### INSTRUCTION
Return the lines below exactly, from the first line to the line that contains "shrink-0 border border-[#a3a3a3]". Leave out pictures.

### ENTRIES PROVIDED
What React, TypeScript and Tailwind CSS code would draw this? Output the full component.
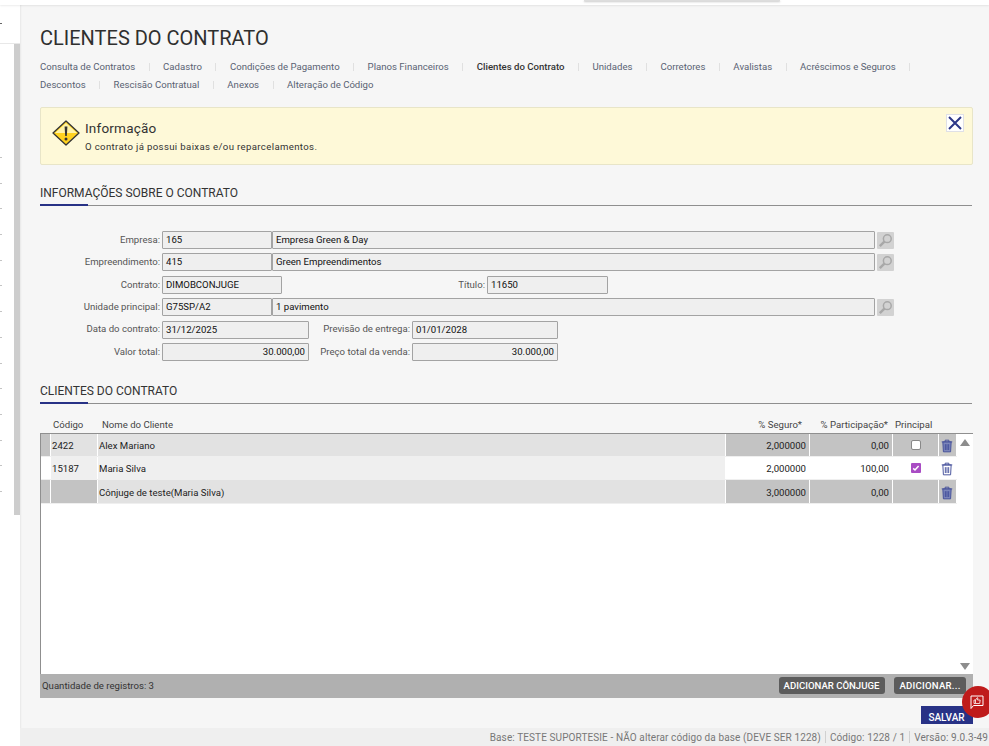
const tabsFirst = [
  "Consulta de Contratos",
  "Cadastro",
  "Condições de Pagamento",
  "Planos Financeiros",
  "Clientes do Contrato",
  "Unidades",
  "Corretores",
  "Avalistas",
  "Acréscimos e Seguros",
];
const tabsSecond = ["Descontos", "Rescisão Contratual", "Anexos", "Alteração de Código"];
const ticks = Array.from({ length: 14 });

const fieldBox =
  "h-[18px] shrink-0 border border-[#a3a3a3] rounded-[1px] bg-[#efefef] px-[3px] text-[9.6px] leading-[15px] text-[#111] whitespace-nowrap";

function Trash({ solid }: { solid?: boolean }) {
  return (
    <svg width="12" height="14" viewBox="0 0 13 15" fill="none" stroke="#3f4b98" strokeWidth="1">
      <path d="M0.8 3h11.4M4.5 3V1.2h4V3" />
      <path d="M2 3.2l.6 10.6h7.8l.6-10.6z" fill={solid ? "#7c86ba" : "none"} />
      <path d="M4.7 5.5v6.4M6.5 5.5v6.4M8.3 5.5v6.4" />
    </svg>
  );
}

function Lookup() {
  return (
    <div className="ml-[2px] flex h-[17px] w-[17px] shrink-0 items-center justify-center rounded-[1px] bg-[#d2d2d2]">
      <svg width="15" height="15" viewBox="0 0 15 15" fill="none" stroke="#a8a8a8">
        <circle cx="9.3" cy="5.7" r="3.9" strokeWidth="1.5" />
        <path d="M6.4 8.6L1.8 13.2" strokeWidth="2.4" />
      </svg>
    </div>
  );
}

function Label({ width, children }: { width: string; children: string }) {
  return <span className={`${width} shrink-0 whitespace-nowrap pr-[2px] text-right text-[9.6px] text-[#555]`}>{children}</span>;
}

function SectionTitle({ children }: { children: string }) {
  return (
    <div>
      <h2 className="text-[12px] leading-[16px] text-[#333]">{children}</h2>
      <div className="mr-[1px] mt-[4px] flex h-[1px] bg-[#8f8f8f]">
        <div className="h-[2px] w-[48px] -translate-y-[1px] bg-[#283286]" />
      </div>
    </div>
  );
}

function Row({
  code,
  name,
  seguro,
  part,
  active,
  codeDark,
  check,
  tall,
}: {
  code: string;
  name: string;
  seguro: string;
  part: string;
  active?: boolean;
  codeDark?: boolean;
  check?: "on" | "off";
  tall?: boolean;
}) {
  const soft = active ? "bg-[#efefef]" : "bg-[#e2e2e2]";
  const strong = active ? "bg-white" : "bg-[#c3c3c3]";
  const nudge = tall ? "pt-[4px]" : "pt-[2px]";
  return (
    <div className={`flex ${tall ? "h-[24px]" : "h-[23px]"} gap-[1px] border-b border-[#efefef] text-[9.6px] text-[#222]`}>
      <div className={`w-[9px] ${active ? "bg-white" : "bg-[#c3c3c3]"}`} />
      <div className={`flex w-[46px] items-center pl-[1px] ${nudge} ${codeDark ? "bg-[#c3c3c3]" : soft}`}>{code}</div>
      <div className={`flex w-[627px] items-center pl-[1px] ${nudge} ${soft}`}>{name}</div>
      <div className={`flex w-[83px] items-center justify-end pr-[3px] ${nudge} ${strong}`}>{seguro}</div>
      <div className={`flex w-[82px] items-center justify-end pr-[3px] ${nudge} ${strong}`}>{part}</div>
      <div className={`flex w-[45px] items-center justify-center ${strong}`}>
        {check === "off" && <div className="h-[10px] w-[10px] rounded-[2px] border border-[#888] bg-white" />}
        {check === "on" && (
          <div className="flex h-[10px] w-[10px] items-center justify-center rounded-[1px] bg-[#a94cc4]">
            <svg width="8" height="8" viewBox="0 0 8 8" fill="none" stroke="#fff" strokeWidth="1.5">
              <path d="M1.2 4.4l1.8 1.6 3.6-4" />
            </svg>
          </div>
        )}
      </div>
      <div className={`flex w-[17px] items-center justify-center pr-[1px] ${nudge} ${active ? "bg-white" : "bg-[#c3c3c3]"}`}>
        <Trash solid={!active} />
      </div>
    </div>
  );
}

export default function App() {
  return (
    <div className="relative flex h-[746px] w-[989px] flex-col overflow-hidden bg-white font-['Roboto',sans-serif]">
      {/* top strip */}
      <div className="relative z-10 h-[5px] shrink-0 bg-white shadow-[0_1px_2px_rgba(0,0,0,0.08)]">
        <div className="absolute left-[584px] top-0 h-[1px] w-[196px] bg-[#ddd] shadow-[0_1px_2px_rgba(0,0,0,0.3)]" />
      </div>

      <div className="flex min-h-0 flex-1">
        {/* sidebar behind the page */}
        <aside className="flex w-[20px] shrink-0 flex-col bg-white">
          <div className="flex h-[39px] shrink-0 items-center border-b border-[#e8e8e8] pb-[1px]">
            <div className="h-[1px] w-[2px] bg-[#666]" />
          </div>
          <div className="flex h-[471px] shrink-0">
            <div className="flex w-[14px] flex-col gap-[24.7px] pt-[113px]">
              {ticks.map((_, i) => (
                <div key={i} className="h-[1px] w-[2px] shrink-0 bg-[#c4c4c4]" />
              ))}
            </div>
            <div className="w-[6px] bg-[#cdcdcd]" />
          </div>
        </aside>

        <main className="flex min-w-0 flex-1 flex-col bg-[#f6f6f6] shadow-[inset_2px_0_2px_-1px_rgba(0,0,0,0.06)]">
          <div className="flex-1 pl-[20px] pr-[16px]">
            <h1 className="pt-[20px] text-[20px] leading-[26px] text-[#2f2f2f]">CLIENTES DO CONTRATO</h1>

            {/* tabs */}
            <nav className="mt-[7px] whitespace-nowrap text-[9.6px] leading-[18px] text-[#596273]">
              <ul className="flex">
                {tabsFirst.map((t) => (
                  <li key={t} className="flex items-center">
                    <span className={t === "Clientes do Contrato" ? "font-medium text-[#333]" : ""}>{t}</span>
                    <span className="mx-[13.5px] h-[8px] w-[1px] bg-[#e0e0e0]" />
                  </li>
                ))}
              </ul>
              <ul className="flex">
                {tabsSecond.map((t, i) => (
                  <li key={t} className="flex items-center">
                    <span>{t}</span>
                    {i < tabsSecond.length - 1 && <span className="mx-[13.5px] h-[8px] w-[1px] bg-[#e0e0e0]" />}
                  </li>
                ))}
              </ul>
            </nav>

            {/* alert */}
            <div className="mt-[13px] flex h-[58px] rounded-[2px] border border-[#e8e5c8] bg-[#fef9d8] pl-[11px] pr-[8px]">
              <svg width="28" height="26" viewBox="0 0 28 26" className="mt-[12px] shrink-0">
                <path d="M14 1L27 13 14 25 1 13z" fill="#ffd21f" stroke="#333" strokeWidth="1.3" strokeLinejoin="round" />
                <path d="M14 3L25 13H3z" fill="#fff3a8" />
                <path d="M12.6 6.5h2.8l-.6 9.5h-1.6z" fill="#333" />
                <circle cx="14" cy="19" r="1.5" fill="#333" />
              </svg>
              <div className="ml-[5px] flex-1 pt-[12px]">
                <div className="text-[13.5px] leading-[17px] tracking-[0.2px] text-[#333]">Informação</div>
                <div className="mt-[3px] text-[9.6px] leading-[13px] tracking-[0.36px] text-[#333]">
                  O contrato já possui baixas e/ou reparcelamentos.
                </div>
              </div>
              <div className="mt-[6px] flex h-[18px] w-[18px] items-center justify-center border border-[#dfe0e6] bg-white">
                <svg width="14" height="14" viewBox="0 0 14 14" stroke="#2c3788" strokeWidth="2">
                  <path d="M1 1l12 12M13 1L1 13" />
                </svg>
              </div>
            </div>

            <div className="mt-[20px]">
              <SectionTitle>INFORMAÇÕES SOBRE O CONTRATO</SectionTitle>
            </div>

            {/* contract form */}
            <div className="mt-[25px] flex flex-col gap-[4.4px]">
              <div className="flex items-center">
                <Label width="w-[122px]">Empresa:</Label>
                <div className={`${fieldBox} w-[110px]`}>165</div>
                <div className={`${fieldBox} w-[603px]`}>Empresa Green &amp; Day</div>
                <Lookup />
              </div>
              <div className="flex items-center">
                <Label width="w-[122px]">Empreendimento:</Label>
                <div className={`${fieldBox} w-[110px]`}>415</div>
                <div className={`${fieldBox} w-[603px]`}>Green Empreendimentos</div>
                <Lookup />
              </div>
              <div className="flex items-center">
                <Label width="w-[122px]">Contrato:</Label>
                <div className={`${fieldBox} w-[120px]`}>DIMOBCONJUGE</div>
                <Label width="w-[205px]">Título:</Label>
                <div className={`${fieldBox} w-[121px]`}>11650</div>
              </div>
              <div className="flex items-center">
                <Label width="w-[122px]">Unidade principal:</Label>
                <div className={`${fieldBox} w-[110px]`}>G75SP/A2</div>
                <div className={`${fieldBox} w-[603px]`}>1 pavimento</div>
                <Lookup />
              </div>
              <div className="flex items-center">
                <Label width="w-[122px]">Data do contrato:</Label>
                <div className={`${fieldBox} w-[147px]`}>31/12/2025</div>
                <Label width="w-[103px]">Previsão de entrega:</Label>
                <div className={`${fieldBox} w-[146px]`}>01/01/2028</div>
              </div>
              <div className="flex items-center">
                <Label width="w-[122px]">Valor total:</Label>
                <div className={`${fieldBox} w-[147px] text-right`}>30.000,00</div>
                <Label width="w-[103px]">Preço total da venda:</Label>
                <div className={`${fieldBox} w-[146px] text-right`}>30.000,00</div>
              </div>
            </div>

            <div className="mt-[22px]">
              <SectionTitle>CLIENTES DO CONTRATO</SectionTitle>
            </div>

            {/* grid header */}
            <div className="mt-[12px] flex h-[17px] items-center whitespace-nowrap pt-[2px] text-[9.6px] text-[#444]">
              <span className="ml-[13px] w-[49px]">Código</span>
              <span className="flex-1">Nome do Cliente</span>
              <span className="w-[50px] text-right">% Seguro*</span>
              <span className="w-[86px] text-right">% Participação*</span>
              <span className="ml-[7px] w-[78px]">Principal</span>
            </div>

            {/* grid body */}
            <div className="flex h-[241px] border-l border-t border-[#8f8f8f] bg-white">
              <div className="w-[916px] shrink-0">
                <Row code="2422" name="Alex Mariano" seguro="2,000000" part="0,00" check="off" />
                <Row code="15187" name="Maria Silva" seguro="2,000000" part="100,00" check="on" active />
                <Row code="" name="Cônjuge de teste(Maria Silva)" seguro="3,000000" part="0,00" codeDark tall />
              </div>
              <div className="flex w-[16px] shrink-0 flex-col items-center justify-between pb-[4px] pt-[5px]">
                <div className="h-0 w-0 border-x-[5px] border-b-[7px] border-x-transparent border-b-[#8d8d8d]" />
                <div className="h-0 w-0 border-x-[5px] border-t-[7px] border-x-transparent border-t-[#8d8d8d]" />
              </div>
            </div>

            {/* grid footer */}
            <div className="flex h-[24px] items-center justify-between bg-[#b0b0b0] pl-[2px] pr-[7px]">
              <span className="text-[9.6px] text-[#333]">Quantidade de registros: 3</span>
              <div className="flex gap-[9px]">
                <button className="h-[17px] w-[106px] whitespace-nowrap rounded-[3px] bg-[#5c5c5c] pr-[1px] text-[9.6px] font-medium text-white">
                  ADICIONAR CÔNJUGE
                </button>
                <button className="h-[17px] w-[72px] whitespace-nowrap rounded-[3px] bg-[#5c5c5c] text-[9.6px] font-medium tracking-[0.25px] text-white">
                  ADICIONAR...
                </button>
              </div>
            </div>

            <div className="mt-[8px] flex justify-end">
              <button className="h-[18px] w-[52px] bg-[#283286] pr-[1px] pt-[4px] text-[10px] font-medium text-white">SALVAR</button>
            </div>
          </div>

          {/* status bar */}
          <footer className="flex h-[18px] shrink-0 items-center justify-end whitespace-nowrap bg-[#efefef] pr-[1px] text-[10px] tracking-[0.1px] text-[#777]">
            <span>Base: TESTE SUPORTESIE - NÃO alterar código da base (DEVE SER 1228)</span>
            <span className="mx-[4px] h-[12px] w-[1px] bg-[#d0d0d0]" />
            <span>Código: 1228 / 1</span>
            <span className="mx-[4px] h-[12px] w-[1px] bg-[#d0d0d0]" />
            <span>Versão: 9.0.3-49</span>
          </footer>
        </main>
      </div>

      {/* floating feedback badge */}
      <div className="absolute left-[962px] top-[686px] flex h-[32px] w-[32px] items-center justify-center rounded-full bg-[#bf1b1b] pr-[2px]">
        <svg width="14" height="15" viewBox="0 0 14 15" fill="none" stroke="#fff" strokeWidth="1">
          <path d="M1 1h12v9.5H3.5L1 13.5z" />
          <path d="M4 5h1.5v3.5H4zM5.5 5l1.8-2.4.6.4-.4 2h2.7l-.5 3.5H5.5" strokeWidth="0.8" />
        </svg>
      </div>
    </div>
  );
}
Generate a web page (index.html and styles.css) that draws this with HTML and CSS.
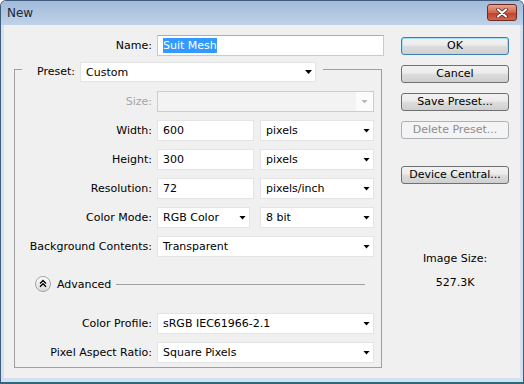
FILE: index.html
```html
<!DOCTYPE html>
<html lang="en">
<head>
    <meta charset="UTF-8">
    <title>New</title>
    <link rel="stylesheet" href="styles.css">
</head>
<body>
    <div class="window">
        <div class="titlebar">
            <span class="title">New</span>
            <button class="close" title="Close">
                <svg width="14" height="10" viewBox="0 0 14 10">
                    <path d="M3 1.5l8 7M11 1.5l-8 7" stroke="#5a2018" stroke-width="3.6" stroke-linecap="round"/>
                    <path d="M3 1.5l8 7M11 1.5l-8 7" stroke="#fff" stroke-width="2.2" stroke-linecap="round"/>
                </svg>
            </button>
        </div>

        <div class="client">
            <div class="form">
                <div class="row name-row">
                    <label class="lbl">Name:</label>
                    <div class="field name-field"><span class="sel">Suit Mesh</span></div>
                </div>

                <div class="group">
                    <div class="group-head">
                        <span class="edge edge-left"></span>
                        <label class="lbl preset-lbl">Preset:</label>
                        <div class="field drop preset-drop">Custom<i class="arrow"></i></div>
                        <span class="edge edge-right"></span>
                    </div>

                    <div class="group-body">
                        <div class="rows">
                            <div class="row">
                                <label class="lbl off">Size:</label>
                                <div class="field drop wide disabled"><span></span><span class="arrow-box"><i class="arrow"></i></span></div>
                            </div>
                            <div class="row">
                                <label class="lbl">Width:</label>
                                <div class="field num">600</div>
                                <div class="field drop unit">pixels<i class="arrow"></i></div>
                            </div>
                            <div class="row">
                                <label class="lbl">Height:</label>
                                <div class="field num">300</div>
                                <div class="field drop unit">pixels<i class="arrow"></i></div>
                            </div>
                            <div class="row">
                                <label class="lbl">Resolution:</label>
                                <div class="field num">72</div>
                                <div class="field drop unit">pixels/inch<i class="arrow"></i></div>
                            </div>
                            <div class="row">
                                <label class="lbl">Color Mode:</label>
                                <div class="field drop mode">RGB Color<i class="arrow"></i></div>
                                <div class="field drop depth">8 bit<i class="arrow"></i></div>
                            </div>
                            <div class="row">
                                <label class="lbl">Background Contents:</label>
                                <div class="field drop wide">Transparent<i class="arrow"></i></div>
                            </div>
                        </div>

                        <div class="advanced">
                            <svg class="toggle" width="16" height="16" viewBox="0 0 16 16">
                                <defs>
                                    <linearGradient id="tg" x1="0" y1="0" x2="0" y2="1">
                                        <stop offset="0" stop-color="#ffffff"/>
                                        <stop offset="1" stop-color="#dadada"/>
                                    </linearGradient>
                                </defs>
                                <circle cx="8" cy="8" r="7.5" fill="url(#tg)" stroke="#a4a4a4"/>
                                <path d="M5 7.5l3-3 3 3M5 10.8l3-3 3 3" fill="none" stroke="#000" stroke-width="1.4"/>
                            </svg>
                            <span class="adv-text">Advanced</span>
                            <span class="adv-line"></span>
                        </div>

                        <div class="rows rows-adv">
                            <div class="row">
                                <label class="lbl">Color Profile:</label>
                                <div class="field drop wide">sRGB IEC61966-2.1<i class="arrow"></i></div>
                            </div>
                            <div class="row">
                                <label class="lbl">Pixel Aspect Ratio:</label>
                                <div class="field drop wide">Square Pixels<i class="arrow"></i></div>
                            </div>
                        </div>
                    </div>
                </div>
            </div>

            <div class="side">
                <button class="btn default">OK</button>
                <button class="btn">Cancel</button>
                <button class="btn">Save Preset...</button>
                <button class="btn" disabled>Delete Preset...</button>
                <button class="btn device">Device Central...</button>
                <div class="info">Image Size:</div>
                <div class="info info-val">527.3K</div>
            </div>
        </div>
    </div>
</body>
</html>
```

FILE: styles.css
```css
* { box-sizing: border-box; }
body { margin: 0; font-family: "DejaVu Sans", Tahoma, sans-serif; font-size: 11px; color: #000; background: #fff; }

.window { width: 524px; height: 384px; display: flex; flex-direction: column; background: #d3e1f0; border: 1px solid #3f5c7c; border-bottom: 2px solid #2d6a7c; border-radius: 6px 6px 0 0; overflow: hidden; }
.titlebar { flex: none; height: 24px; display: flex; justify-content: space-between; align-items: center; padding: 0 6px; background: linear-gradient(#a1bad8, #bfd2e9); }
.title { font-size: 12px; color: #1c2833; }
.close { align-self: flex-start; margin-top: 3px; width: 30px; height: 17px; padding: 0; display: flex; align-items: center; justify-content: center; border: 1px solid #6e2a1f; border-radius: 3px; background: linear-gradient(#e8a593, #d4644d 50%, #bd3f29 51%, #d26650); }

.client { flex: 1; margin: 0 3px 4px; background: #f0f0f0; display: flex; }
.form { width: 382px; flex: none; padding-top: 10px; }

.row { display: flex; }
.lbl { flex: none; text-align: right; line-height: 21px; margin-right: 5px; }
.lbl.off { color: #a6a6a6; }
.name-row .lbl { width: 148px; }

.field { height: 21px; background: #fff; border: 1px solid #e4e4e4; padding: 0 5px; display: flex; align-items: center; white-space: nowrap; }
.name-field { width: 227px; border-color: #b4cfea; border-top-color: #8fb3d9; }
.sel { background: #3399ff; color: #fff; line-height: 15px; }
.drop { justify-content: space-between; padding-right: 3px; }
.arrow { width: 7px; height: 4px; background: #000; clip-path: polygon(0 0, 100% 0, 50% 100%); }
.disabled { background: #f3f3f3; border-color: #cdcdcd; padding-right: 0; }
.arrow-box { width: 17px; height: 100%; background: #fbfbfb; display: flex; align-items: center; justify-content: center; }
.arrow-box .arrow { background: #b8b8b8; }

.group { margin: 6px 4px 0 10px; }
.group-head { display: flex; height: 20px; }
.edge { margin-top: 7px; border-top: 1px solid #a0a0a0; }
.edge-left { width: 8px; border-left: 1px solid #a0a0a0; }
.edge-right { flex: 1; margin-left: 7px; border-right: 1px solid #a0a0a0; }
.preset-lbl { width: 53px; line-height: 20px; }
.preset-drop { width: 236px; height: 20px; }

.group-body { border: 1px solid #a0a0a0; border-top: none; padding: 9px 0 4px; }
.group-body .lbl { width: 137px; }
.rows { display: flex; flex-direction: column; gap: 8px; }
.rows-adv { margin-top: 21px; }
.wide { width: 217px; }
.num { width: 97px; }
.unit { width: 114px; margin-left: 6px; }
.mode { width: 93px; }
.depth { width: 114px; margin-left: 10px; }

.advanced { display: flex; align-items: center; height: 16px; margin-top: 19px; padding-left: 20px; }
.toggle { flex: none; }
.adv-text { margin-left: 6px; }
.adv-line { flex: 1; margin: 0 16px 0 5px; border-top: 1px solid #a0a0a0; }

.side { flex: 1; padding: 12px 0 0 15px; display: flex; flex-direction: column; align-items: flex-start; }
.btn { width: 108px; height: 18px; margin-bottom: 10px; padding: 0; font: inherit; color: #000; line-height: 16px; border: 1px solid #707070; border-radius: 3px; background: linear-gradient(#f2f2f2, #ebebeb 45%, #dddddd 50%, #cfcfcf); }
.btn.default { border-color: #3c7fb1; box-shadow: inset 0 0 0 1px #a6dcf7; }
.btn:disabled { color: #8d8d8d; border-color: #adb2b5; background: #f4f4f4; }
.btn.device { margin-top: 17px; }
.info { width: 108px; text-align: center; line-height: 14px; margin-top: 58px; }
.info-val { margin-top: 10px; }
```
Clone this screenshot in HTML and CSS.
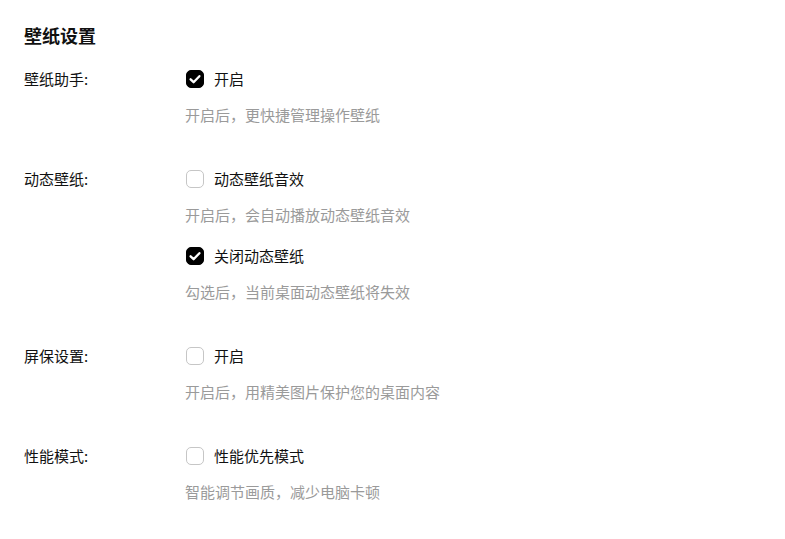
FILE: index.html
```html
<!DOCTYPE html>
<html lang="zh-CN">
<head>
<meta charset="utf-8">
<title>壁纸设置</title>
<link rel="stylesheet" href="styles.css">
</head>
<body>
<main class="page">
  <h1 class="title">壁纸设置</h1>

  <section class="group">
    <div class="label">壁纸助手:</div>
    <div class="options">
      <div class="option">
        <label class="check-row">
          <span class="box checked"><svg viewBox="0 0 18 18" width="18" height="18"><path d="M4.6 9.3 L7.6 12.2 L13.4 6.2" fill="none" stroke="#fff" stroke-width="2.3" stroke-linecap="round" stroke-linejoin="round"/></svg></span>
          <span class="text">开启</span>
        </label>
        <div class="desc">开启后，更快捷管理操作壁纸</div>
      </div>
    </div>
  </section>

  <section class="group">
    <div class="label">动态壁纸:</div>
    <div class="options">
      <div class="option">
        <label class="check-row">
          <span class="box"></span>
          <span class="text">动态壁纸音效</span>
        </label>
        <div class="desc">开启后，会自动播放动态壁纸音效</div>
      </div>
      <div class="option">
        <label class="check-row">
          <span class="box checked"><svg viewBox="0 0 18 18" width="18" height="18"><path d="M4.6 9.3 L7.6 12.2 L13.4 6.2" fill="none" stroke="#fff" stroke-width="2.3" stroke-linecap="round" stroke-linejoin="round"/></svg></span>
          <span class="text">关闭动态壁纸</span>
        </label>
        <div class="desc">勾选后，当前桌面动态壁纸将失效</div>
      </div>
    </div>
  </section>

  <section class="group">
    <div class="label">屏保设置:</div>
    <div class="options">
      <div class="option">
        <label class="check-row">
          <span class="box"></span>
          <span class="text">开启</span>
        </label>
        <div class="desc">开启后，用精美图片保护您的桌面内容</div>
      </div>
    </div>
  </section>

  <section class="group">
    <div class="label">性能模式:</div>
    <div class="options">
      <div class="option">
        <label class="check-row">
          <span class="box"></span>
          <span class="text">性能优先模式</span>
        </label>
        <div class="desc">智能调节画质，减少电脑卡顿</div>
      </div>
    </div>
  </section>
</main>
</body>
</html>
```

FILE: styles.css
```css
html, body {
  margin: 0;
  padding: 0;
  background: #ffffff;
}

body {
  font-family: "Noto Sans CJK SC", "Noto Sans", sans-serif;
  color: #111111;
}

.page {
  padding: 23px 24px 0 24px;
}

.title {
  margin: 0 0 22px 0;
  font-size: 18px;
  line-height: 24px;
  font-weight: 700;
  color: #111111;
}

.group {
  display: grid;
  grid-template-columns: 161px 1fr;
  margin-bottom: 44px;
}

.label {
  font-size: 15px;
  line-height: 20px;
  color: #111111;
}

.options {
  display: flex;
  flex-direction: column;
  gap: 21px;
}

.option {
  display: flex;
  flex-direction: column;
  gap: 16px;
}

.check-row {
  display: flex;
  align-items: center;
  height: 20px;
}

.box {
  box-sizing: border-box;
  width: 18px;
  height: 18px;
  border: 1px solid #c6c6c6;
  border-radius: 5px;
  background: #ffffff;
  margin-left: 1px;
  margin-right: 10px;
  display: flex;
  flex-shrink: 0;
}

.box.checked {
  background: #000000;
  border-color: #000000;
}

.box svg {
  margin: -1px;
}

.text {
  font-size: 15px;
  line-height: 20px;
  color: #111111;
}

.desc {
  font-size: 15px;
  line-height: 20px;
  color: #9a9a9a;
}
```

### EXERCISE SOLUTION
What React, TypeScript and Tailwind CSS code would draw this? Output the full component.
const tabsFirst = [
  "Consulta de Contratos",
  "Cadastro",
  "Condições de Pagamento",
  "Planos Financeiros",
  "Clientes do Contrato",
  "Unidades",
  "Corretores",
  "Avalistas",
  "Acréscimos e Seguros",
];
const tabsSecond = ["Descontos", "Rescisão Contratual", "Anexos", "Alteração de Código"];
const ticks = Array.from({ length: 14 });

const fieldBox =
  "h-[18px] shrink-0 border border-[#a3a3a3] rounded-[1px] bg-[#efefef] px-[3px] text-[9.6px] leading-[15px] text-[#111] whitespace-nowrap";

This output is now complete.